Gather every line from the entries below that includes "screenshot".

** BEGIN DATASET EXCERPTS **

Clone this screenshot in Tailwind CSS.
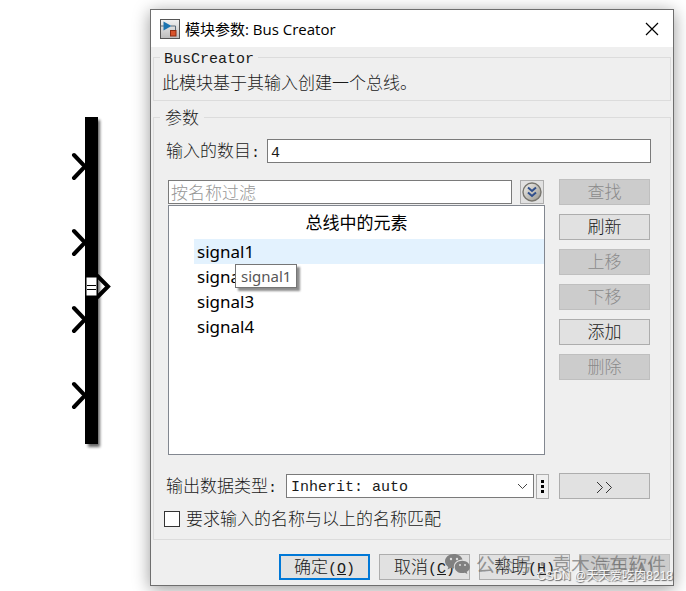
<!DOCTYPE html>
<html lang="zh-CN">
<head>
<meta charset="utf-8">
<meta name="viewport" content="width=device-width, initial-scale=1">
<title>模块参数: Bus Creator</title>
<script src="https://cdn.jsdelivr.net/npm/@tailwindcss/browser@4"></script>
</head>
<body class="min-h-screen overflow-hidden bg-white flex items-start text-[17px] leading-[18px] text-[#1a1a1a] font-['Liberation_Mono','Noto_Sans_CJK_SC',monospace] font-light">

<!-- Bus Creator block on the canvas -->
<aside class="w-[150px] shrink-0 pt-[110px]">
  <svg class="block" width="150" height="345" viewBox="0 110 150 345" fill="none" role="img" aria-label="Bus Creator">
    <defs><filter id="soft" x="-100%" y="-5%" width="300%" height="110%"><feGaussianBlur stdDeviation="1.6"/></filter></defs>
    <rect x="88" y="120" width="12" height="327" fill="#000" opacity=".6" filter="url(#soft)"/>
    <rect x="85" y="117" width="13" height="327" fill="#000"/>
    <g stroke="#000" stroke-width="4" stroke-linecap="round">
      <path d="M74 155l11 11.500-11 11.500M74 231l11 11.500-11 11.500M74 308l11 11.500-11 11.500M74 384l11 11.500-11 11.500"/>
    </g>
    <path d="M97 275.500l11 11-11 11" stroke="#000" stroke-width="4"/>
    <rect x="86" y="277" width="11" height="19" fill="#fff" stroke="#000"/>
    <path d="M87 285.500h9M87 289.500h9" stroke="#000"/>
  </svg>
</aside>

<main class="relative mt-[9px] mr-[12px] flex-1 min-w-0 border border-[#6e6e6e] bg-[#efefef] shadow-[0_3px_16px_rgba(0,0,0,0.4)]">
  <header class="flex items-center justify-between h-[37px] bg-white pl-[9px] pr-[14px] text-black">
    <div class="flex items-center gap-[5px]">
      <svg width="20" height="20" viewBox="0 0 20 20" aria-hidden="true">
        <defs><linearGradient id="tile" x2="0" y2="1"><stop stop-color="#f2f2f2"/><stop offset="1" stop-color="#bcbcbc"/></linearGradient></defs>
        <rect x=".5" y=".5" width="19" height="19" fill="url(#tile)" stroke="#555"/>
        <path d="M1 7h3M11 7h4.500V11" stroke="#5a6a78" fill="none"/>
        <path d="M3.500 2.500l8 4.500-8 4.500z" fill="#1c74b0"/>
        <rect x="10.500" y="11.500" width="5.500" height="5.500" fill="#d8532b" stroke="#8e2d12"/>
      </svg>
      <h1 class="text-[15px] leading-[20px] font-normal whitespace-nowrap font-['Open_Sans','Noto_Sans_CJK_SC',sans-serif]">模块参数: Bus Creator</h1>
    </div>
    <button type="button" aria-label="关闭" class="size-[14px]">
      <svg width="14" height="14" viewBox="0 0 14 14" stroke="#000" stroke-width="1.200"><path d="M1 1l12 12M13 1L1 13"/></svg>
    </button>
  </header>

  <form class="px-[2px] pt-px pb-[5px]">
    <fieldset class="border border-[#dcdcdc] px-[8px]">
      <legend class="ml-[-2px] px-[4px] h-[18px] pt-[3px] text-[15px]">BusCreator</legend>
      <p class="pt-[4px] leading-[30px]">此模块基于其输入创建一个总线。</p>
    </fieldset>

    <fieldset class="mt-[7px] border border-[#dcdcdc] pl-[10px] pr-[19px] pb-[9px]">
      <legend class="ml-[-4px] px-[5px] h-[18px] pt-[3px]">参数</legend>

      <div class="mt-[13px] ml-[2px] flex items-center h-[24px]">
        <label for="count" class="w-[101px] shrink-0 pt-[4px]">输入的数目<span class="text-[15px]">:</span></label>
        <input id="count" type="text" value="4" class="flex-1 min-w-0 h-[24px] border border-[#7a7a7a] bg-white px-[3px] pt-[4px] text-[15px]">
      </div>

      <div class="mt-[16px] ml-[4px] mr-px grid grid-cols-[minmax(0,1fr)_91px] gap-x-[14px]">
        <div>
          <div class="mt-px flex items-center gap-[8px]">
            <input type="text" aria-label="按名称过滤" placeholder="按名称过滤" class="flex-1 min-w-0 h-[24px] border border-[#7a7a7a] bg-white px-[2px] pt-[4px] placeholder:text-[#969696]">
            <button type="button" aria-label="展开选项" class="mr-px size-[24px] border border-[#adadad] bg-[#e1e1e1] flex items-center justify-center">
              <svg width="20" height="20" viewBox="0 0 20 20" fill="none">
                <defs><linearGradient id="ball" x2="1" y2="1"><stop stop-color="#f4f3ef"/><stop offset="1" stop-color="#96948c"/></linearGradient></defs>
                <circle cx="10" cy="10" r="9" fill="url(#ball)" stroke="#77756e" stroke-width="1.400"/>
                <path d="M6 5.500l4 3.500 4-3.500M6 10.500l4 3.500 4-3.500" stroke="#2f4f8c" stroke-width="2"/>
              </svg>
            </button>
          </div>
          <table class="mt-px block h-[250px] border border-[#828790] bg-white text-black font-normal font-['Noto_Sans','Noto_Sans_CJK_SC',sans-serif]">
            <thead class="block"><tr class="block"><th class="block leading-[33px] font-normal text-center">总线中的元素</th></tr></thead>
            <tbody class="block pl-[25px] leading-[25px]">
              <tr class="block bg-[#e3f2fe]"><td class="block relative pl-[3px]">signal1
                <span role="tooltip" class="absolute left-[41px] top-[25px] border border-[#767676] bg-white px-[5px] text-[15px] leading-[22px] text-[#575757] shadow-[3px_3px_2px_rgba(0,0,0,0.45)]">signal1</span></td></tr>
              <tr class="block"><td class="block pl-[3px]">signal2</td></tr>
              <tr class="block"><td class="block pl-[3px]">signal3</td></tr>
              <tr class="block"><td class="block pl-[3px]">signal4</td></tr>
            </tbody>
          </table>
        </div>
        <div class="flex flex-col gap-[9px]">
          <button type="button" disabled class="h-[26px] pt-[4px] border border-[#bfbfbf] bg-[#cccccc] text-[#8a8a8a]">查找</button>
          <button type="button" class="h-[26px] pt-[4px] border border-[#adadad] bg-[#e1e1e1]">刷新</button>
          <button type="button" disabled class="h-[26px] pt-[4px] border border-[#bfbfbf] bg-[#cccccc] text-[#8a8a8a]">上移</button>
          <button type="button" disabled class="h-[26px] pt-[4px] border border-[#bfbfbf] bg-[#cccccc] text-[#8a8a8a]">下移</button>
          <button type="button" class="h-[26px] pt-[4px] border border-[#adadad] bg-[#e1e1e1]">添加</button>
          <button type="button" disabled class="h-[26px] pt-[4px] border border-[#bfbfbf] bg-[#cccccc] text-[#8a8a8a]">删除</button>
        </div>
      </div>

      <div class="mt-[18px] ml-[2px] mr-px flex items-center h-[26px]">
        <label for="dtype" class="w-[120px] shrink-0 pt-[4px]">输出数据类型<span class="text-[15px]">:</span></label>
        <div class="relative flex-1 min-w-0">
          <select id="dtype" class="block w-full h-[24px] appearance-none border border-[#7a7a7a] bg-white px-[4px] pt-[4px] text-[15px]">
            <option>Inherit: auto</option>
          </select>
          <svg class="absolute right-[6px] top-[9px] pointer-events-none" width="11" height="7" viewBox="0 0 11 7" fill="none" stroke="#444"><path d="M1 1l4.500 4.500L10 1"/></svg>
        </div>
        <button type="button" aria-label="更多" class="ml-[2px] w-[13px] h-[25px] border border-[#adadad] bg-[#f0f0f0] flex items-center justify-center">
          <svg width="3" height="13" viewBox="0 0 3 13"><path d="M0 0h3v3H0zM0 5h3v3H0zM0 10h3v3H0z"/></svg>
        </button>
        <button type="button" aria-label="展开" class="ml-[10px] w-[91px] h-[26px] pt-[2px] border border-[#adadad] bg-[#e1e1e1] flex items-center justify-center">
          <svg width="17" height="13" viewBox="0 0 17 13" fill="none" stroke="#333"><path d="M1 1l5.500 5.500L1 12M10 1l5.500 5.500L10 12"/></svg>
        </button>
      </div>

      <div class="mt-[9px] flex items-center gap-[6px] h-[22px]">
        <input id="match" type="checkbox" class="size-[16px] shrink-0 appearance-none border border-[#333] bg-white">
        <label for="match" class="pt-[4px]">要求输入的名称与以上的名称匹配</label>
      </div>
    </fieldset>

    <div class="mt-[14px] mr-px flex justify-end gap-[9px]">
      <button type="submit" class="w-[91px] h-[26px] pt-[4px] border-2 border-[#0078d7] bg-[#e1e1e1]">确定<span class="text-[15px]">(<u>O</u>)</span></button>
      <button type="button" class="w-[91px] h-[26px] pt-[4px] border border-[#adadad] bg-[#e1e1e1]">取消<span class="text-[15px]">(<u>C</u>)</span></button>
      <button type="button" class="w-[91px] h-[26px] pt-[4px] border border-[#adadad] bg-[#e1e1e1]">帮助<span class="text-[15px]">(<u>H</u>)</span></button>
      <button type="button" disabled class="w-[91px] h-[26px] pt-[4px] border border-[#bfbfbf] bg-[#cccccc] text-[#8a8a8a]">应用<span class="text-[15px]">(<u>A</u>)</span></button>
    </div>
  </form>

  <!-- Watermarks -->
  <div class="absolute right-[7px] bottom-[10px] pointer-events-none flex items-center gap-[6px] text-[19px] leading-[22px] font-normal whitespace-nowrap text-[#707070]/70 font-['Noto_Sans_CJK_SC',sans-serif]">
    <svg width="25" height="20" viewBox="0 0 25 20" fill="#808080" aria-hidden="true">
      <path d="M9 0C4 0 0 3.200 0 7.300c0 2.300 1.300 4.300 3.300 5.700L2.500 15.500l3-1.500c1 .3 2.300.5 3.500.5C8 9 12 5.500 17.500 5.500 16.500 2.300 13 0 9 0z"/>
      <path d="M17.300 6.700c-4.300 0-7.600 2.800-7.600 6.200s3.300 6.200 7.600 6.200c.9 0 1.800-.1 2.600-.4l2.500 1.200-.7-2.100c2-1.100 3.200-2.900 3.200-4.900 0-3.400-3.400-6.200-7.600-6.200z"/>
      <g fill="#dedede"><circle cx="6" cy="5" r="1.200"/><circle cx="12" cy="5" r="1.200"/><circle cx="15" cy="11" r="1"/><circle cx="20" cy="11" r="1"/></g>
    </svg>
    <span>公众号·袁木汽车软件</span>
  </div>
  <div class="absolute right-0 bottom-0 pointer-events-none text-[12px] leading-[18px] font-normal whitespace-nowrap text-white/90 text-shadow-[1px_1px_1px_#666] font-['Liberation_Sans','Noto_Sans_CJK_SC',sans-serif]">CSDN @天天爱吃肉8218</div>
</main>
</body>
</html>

** END DATASET EXCERPTS **
** BEGIN DATASET EXCERPTS **

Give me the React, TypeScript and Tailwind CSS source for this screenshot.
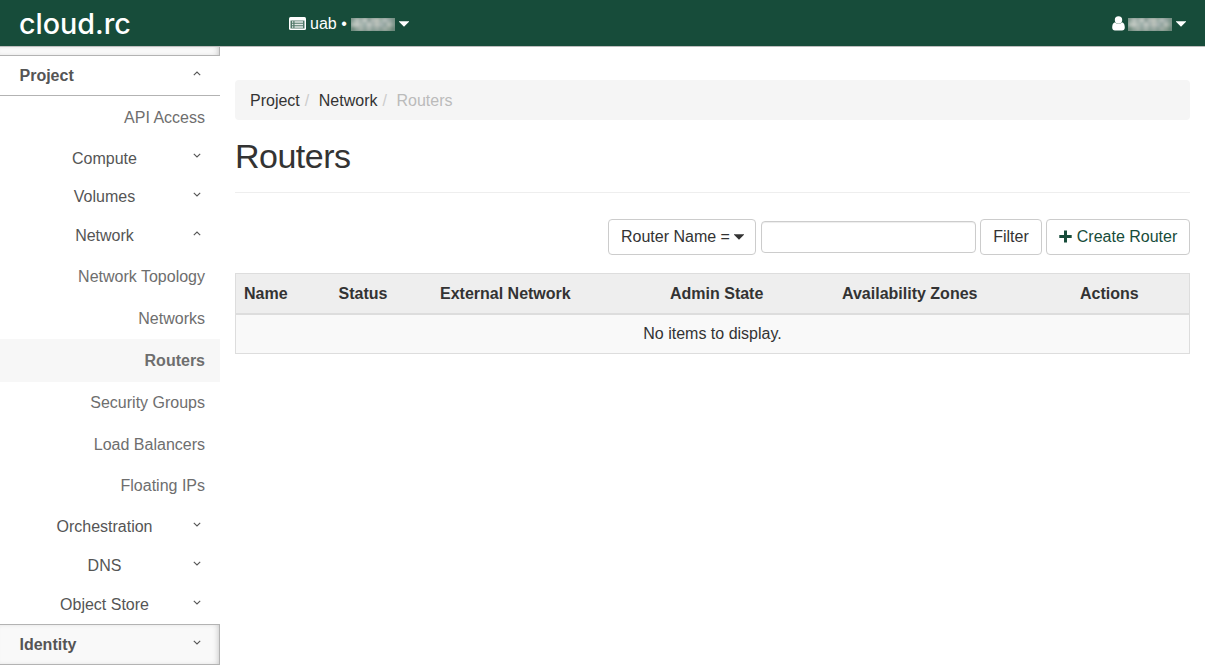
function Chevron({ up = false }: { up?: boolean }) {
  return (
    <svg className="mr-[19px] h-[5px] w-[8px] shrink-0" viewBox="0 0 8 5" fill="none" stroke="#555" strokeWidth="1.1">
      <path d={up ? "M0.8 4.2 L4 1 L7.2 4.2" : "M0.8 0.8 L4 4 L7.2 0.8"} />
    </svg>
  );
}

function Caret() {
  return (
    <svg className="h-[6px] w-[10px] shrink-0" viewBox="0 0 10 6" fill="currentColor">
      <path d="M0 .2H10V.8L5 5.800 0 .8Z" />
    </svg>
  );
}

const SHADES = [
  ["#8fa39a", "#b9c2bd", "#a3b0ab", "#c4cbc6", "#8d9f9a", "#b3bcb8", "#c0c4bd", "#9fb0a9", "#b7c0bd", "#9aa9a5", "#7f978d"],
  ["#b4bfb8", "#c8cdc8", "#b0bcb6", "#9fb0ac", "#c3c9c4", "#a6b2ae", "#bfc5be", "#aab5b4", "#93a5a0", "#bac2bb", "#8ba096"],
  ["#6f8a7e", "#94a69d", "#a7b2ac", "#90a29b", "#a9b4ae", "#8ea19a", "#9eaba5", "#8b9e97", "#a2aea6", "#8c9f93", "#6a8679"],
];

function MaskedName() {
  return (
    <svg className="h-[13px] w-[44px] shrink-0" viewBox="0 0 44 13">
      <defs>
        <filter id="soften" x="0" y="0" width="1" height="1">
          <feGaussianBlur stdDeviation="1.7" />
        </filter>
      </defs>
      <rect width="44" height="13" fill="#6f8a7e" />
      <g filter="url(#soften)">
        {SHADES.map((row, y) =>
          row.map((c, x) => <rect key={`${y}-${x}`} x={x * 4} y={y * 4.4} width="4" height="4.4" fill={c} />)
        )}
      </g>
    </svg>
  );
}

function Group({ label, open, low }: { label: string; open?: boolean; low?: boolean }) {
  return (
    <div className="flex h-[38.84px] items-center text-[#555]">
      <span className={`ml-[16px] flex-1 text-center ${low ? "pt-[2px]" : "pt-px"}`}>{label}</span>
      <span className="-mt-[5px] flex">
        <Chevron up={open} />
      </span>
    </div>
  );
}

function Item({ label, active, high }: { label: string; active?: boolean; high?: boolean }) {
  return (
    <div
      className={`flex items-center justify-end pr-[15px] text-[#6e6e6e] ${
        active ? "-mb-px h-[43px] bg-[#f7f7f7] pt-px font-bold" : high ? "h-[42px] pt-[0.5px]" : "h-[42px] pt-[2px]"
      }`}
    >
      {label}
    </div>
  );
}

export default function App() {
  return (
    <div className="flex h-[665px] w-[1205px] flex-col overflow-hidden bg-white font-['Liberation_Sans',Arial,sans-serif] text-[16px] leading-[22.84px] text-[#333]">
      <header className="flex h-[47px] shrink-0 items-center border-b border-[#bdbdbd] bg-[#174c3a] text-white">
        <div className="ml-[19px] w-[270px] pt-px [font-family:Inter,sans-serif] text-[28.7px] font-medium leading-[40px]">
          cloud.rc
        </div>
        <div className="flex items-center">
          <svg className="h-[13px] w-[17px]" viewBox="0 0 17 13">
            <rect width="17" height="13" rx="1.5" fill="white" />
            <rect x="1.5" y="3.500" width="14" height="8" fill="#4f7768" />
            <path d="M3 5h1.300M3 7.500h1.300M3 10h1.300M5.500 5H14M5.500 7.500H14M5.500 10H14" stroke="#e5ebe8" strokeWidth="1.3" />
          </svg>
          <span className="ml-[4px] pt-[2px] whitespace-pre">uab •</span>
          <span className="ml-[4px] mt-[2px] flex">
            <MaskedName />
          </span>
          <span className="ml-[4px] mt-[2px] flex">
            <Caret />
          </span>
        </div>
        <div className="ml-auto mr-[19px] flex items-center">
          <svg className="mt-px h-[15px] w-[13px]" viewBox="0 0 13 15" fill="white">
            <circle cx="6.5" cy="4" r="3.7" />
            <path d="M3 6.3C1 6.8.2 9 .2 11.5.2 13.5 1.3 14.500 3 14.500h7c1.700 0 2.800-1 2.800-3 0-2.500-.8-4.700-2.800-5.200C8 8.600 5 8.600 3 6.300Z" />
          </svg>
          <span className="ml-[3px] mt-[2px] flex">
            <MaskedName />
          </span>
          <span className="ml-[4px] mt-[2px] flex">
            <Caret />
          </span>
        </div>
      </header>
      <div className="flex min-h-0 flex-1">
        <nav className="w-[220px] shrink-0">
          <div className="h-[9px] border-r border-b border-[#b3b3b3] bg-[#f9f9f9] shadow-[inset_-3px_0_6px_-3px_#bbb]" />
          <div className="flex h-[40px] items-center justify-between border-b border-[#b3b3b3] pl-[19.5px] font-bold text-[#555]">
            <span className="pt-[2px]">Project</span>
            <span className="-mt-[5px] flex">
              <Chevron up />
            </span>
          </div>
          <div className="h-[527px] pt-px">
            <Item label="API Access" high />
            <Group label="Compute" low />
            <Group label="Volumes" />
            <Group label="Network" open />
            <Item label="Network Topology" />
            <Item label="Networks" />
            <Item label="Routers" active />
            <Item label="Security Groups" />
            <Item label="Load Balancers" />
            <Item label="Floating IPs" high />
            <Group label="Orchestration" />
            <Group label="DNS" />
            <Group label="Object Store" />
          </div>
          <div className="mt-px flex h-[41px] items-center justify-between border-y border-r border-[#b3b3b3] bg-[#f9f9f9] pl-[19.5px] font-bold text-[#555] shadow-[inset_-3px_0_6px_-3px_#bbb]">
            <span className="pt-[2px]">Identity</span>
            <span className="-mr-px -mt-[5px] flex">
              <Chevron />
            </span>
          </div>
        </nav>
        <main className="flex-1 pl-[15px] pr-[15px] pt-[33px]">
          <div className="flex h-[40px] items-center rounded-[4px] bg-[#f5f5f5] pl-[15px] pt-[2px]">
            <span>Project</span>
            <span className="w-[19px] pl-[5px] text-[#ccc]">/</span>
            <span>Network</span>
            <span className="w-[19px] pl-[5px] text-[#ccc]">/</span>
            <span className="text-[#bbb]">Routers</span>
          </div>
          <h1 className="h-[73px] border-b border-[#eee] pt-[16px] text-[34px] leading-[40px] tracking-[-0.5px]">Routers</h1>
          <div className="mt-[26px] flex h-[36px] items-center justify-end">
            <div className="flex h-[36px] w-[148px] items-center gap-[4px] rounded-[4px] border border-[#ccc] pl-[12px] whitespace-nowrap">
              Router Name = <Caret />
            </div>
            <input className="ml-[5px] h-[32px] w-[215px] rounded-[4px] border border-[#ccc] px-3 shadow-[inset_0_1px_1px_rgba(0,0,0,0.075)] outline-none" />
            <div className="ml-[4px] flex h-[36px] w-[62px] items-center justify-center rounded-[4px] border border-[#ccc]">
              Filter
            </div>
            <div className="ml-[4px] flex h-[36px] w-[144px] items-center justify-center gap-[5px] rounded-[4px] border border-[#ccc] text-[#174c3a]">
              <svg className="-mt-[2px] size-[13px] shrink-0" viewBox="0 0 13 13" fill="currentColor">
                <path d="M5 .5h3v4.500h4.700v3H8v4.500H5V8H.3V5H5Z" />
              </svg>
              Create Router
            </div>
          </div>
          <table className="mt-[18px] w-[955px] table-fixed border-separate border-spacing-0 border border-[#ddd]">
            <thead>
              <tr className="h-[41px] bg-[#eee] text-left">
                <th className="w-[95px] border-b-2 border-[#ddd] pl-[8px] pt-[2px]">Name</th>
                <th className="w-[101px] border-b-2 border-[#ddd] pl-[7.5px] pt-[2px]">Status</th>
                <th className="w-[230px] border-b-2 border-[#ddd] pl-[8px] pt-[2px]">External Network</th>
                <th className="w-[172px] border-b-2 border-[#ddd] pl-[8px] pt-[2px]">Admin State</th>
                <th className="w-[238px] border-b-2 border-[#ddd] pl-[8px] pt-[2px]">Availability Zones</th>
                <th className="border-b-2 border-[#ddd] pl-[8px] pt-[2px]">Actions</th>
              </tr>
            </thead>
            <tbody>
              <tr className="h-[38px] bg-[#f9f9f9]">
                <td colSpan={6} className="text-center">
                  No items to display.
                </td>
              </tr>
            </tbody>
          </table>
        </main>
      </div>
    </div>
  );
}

** END DATASET EXCERPTS **

**ANSWER FOR THE TASK**
Clone this screenshot in Tailwind CSS.
Give me the React, TypeScript and Tailwind CSS source for this screenshot.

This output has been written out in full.